* _The records_
- - - -

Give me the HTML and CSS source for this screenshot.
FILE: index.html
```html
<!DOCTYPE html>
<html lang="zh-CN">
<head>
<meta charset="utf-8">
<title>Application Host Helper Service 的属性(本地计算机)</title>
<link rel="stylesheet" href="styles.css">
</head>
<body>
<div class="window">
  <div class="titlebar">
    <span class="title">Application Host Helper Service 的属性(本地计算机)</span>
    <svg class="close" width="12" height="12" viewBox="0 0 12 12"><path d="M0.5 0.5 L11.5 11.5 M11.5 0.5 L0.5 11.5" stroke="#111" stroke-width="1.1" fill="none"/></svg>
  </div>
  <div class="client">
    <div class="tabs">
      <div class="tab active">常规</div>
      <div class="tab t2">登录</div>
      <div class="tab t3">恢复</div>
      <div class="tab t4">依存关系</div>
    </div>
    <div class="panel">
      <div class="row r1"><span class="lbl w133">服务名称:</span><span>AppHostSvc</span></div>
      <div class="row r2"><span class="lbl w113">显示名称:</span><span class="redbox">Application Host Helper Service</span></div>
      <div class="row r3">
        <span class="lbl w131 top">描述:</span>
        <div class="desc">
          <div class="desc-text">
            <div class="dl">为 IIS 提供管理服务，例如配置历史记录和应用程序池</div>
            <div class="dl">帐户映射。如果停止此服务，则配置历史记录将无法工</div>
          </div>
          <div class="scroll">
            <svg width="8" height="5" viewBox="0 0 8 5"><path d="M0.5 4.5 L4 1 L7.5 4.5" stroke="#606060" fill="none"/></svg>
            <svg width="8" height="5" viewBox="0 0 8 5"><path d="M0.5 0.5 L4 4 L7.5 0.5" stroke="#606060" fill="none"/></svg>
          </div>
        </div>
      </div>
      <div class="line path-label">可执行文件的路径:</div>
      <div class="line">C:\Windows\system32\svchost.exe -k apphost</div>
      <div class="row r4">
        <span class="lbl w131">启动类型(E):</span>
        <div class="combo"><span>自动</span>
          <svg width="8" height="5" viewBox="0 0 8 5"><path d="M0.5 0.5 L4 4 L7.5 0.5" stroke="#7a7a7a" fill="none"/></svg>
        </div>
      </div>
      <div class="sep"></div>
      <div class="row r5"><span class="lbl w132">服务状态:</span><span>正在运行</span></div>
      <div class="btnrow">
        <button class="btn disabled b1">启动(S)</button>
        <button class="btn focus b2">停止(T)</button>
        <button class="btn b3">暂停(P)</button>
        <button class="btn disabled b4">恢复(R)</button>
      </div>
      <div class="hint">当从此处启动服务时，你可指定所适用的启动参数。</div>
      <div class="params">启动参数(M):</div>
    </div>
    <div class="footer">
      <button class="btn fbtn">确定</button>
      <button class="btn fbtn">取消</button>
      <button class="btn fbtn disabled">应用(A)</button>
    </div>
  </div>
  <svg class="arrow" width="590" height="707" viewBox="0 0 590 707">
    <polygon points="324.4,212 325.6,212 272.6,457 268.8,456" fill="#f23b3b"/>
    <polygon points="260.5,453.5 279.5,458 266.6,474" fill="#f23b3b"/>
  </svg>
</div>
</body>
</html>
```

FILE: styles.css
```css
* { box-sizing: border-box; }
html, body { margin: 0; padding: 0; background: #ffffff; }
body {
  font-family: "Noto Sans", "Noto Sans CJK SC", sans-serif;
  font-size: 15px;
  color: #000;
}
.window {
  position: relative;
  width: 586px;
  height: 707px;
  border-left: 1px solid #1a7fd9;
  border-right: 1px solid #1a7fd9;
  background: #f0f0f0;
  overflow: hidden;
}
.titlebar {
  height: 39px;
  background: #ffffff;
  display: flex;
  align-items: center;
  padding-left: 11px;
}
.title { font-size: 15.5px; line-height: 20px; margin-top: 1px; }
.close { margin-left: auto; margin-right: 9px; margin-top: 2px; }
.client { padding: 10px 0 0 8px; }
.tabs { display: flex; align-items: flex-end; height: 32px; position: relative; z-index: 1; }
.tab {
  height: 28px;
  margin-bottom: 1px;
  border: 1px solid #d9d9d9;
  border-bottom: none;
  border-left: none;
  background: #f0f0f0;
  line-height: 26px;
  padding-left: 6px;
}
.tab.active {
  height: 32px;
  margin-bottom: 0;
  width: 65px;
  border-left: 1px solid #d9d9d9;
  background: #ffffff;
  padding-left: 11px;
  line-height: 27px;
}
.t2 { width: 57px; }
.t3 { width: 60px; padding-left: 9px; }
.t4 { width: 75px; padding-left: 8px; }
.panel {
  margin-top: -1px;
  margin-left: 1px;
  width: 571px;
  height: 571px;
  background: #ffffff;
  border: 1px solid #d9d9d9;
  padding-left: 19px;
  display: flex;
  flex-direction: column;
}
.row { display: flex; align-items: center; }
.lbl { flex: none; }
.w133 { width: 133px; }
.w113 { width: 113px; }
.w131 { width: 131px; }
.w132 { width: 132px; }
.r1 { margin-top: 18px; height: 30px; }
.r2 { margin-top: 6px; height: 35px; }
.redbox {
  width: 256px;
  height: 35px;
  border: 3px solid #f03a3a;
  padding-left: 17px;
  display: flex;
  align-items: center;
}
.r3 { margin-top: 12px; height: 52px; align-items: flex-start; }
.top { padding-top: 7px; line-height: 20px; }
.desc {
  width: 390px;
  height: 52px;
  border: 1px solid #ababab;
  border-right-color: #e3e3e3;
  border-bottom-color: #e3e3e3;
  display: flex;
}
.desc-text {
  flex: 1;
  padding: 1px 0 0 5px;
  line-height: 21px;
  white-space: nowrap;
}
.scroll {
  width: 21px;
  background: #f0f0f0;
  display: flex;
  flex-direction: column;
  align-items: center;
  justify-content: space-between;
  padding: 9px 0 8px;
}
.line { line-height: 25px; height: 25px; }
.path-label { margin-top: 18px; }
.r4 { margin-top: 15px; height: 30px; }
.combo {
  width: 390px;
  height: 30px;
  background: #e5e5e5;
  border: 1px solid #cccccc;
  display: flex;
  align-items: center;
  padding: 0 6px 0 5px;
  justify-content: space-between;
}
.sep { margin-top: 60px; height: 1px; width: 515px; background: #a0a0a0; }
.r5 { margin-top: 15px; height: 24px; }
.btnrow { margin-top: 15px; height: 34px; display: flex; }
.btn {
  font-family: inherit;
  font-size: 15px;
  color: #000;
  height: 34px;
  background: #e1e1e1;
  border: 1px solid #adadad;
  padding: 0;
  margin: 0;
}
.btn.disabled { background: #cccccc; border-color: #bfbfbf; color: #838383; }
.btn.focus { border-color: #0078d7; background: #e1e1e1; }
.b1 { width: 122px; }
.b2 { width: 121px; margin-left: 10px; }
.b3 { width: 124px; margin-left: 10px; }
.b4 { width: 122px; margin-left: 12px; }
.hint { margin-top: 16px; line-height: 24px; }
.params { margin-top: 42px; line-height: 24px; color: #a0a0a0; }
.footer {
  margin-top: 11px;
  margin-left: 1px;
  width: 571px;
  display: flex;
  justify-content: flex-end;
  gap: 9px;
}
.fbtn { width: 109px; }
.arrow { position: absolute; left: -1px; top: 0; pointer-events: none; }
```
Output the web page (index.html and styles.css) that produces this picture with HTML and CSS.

- - - -

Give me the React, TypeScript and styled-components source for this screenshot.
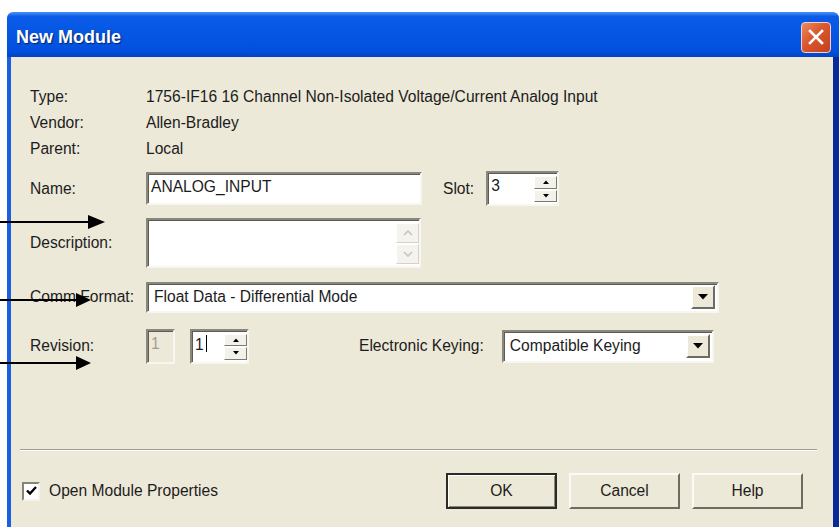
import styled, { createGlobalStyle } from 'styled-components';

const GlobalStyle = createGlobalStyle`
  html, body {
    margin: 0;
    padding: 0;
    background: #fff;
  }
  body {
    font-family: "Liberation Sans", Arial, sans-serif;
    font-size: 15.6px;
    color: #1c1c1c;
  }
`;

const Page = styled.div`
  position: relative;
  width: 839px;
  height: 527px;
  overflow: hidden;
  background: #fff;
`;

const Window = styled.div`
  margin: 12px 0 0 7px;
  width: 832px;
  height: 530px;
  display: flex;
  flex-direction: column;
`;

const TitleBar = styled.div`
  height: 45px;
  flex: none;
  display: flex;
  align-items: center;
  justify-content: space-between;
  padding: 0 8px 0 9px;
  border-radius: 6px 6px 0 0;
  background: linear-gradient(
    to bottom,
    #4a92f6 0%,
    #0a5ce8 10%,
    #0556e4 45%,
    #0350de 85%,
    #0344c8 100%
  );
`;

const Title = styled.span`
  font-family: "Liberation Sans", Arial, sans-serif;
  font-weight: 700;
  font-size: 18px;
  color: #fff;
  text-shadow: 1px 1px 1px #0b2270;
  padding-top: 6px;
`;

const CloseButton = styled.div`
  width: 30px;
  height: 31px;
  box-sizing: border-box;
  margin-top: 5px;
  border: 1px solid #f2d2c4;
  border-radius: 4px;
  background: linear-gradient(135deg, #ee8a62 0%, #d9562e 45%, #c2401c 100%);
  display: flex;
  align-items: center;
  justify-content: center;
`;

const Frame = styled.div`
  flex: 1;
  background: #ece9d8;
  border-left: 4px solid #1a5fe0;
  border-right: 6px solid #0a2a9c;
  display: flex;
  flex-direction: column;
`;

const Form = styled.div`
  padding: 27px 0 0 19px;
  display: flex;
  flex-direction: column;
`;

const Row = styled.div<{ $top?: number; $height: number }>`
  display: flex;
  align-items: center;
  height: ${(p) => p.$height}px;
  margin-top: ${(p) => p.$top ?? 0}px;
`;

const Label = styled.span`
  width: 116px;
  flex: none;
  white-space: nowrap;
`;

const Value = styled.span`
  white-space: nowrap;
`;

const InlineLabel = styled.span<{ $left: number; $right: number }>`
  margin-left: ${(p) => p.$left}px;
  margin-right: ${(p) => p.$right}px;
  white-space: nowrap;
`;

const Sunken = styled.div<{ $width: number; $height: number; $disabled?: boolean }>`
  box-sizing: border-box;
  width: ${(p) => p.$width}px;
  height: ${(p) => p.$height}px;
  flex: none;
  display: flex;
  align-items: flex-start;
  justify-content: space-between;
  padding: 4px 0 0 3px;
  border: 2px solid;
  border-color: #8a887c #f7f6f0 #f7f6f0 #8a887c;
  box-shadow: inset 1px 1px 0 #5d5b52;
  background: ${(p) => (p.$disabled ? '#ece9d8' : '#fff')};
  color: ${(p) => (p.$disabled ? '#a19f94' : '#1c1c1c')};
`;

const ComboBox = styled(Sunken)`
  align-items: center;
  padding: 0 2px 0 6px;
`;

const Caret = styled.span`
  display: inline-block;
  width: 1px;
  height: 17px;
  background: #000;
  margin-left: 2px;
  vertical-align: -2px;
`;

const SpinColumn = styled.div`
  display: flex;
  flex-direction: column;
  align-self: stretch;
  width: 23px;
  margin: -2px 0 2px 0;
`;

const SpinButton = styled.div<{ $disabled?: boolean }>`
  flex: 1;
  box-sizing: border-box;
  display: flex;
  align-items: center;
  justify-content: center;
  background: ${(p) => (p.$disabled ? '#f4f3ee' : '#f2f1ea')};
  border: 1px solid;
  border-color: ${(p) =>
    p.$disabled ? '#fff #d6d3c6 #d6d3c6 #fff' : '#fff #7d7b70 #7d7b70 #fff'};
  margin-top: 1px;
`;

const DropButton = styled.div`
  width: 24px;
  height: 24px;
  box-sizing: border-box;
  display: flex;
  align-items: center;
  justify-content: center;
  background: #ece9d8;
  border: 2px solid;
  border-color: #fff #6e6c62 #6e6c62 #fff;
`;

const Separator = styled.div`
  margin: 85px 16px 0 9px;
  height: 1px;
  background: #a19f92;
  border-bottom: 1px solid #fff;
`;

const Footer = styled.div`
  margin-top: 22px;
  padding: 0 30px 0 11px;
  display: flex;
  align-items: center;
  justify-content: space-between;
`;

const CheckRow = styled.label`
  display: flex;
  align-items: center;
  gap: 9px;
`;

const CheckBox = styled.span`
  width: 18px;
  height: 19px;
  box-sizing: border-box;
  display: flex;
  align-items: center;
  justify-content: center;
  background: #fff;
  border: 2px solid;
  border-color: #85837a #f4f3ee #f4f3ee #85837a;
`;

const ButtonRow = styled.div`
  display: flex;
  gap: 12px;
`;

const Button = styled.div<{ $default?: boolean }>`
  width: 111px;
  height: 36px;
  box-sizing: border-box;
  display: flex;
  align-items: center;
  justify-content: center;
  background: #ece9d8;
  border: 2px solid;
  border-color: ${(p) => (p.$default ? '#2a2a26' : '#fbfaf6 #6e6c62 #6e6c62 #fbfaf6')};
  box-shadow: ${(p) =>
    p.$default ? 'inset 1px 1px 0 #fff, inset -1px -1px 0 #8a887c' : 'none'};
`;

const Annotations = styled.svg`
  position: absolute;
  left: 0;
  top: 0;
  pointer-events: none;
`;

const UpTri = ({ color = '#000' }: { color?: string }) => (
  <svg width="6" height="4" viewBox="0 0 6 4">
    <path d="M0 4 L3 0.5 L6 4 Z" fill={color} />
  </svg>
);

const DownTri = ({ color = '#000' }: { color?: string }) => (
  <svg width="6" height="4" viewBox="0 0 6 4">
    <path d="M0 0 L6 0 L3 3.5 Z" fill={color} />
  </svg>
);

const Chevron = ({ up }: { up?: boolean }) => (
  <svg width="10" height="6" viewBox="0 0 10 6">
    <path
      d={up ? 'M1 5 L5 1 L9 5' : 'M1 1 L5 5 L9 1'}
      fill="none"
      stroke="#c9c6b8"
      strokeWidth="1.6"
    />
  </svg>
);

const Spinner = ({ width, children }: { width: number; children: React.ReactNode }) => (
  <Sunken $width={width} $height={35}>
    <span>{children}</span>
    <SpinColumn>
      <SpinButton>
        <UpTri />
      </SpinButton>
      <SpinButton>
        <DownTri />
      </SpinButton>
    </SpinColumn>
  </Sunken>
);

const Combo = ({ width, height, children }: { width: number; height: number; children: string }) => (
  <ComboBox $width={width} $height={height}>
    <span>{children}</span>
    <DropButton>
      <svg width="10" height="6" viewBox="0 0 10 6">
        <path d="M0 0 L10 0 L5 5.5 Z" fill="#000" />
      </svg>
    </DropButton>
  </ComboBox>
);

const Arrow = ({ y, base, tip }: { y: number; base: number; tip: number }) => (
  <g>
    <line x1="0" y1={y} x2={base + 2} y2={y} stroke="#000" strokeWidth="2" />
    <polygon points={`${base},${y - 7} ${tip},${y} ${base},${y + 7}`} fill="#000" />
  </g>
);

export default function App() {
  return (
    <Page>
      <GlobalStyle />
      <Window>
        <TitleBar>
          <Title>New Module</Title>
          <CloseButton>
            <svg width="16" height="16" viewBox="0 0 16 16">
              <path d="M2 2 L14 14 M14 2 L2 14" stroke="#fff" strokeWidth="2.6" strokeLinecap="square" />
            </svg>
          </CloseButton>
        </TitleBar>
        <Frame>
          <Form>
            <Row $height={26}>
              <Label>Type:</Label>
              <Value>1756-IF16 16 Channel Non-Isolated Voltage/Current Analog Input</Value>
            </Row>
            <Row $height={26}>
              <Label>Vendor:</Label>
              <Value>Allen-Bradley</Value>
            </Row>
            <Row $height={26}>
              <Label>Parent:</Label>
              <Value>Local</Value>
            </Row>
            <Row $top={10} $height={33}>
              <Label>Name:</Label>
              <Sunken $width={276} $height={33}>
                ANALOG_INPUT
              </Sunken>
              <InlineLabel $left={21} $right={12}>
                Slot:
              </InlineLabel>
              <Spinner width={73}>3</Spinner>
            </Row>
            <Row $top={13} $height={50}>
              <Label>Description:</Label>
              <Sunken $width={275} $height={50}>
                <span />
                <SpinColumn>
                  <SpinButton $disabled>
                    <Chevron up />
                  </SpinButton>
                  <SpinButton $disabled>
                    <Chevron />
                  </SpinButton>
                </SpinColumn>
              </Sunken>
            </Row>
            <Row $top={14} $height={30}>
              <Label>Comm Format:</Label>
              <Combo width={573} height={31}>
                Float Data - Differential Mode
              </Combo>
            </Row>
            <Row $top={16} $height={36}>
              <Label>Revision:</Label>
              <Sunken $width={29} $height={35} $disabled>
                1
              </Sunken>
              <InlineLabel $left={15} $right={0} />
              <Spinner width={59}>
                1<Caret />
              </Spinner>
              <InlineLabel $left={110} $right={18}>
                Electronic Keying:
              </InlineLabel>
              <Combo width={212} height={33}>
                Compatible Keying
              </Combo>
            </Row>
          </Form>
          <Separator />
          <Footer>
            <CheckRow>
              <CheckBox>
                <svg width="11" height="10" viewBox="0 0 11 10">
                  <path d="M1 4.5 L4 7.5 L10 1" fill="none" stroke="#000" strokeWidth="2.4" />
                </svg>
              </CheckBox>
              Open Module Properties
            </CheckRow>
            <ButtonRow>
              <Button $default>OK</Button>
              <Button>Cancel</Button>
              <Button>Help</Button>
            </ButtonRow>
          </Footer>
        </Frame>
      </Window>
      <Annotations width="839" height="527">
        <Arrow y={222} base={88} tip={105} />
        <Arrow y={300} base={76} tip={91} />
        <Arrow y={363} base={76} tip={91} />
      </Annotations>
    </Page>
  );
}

- - - -

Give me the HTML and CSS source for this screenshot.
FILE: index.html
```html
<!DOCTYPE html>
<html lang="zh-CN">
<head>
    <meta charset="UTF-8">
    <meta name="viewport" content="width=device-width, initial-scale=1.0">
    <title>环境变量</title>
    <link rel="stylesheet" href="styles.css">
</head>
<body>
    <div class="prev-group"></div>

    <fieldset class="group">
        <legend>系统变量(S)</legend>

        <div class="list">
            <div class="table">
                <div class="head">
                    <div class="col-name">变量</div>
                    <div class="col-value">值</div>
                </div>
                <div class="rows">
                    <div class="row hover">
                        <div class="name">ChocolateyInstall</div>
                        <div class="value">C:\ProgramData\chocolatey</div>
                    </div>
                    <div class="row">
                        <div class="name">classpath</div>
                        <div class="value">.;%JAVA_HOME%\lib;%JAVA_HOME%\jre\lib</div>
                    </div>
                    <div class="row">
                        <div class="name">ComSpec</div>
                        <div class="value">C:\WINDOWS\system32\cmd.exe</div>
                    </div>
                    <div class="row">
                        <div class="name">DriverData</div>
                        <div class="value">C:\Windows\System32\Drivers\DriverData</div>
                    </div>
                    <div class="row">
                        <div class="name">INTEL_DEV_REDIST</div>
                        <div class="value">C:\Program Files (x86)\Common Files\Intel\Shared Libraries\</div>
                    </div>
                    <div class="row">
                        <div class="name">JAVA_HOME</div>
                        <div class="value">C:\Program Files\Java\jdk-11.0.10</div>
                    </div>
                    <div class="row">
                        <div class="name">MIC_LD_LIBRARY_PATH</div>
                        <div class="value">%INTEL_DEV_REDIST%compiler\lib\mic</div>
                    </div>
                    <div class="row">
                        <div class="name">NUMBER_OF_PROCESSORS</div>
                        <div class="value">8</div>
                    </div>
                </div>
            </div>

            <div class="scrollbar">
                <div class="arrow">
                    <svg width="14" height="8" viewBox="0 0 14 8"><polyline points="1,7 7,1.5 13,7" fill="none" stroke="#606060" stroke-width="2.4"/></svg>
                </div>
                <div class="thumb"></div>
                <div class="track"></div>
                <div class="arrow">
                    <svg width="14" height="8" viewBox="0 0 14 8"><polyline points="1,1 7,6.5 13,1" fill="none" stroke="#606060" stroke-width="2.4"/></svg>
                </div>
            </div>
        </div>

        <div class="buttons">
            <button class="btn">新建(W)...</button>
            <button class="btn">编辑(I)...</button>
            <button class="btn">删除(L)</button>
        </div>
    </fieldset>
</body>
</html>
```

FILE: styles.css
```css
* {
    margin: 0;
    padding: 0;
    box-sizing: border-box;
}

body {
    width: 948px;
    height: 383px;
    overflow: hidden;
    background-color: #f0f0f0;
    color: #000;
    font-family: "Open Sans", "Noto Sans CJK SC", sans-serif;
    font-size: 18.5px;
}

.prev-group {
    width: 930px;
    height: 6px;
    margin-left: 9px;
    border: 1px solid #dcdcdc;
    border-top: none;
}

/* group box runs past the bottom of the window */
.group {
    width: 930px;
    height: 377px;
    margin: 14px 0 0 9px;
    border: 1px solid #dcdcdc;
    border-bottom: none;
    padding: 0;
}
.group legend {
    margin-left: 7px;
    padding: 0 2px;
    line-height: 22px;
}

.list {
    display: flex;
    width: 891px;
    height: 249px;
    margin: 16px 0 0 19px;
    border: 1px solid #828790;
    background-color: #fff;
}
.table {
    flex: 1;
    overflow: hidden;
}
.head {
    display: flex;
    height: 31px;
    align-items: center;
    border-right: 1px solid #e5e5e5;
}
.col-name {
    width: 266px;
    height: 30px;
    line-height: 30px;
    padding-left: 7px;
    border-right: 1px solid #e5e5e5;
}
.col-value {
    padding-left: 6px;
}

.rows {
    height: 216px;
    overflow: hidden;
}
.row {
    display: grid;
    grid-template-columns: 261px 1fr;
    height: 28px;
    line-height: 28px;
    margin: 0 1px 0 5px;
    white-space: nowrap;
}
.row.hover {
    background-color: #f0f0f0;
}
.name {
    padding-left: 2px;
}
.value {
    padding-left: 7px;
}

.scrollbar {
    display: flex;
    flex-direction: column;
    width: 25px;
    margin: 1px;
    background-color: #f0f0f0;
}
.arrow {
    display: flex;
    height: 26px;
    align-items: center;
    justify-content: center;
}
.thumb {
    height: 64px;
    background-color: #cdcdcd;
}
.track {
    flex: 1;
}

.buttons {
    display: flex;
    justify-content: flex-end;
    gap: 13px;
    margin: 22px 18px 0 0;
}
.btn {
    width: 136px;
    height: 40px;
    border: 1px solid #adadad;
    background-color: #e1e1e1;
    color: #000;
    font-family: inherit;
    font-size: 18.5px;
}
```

- - - -

* _Task description_
Extract every line containing the string "React" from the data above.

* _Result for this task_
Give me the React, TypeScript and styled-components source for this screenshot.
const Spinner = ({ width, children }: { width: number; children: React.ReactNode }) => (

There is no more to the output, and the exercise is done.